The file system performed remarkably well given the type of hardware making up the test system. The highest sustained performance mark was 30Gbps reads and 5Gbps writes to clients. We had clients sustaining over 1Gbps traffic to/from the cluster. MooseFS did not perform in the same ways a Lustre parallel file system would, but that was not expected. The theoretical performance of the underlying disks seems to suggest we could sustain more bandwidth than we saw, but our particular mix of reads and writes probably caused the difference in achieved versus measured performance. Overall, this is admirable performance.
The last category of information we hoped to glean from testing is what impact running a distributed system would exact from the system hosting it. Definitely running the storage backends full-tilt will produce a fair amount of additional system load. At the height of testing, CPU load on any given backend ranged from 20% to 30%. The MooseFS chunk server daemon used approximately 500MB of memory and the system dedicated the remaining amount of memory to file cache. The storage machines moved constantly between 200Mbps and 400Mbps of traffic a piece. This an appreciable amount of additional load placed on machines, if one wanted to mix storage providers and consumers then some care should be taken to characterize the impact on the machine’s primary function.
As for the general maintainability of the system, no major problems occurred. System failures were handled automatically and the system was very responsive if a machine was marked administratively offline, it quickly re-balance and re-replicated the necessary blocks. As well, adding machines back into the cluster caused a rebalancing of blocks to occur. This process was seamless and after the initial replication phase, the additional machines quickly added capacity to the system. The MooseFS status webpages were very handy during testing, there is no doubt that they provide a wealth of performance information.
After two months of poking and prodding the system, we are quite impressed. Integrating a distributed file system into our environment will not be easy if we choose to integrate the file system into machines on a secondary function basis, but that will be another project for down the road.
MooseFS Testing
by Alex on Aug.28, 2010, under Purdue
It’s been a while since anything new popped up on here.. But, now I have something interesting to talk about. A few many months ago, I was toying around with Lustre and Gluster. Lustre is the standard parallel file system on many large supercomputers today, and it is an open source project now at Oracle. Gluster can be both or either a parallel or a distributed file system. Lustre has a centralized manager/metadata server whereas Gluster is much more decentralized. One currently lacking bit of Lustre is that redundancy comes from the underlying OS and hardware, which can be both expensive and more difficult to set up. Gluster has a notion about redundancy built into it and does not necessarily rely on anything else.

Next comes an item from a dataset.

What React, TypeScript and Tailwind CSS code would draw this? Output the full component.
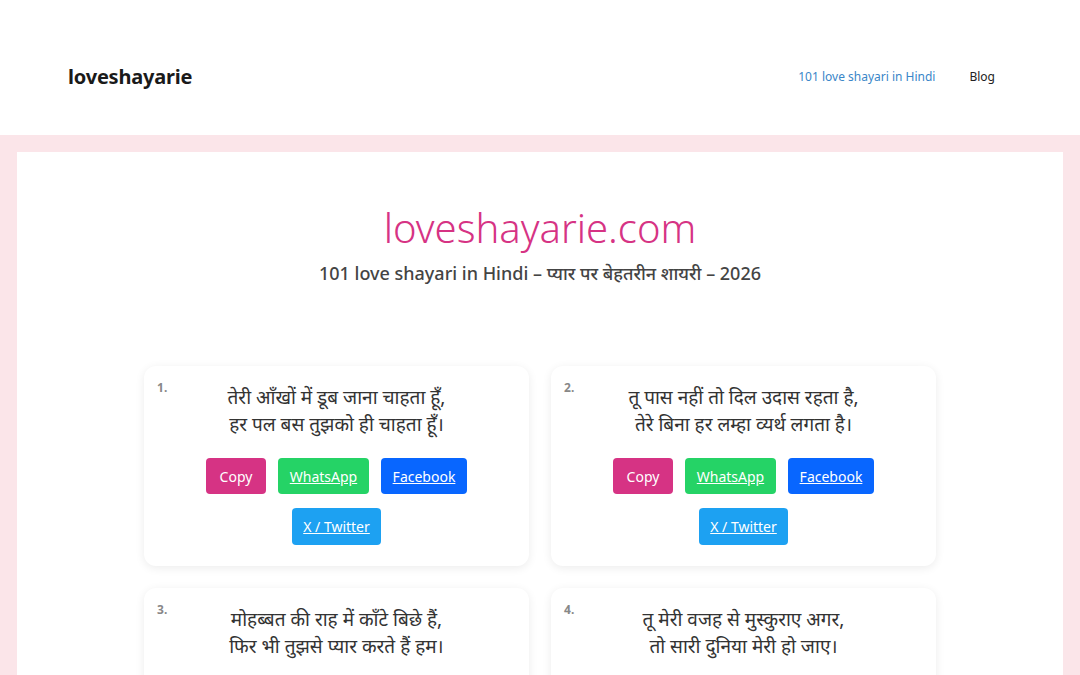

There are both good and less good aspects to the designs and implementations of Lustre and Gluster. However, it seems like the holy grail in storage is a distributed file system that can both scale its performance easily and take advantage of left over storage on servers without requiring large amounts of effort to add and remove parts of the storage system. If a backing storage piece in Lustre disappears, all files that resided on that backend become unavailable, which is a problem on less than reliable hardware. Glustre can get around this problem, but its configuration is slightly combersome and changing the layout of the storage cluster is fun. These are not necessarily problems in themselves, specially when using dedicated resources however can be problems when using willy-nilly, glued together backing storage.
Given those comments on Lustre and Gluster, there are two distributed file systems I’ve been looking at: Ceph and MooseFS. Ceph is the new kid on the block and is currently undergoing heavy development. I think the designers certainly kept their eye on scalability and redundancy, but getting the file system going has been a pain. The pain mostly focuses around my use of a Linux distribution that is made up of older components (kernel and user land bits). In time, I’ll revisit Ceph and run it through its paces.
Until then, MooseFS is the most recent file system on my chopping block. The other file systems I’ve posted about got tested on a variety of hardware that was sufficiently underpowered. Today, I have more hardware to play with..
I think to understand the performance that I saw with MooseFS, I should say some words about the hardware I used. There are two clusters I used for testing. The first is a 20 node cluster with 4 cores per machine and 8GB of RAM per machine. The storage is a single SATA disk and the network is a 1Gbps drop. There are 5 nodes on each switch and 4x1gbps uplinks from each switch to an aggregation switch. The network is slightly oversubscribed at 5:4, but I don’t believe this was a major problem during testing for this small number of machines.
The next cluster is a 96 node cluster with two cores per machine, 3x 160GB SATA disks in a RAID0, 1Gbps network drop, and every 48 nodes connects to one switch. The two switches are interconnected using a single 10Gbps link.
Testing done on the first cluster was done using 20 iozone instances, one per node, that read and wrote upto 8gb files each at various block sizes. The speed of the file system did not appear to be dependent on block size. That makes sense because MooseFS uses 64MB blocks internally and all operations take place on a whole block. Reads and writes using files smaller than 8GB saw amazing performance, as they all fit into memory cache. At the worse extreme using 8GB files and seeking to random positions inside the files, the performance was equal to the speed of the hard drives doing sequencial reads/writes on 64MB files. This is a potential downside, because iozone may have only wanted a 4KB chunk, but an entire 64MB block was exchanged between client and server leaving the rest to be thrown out.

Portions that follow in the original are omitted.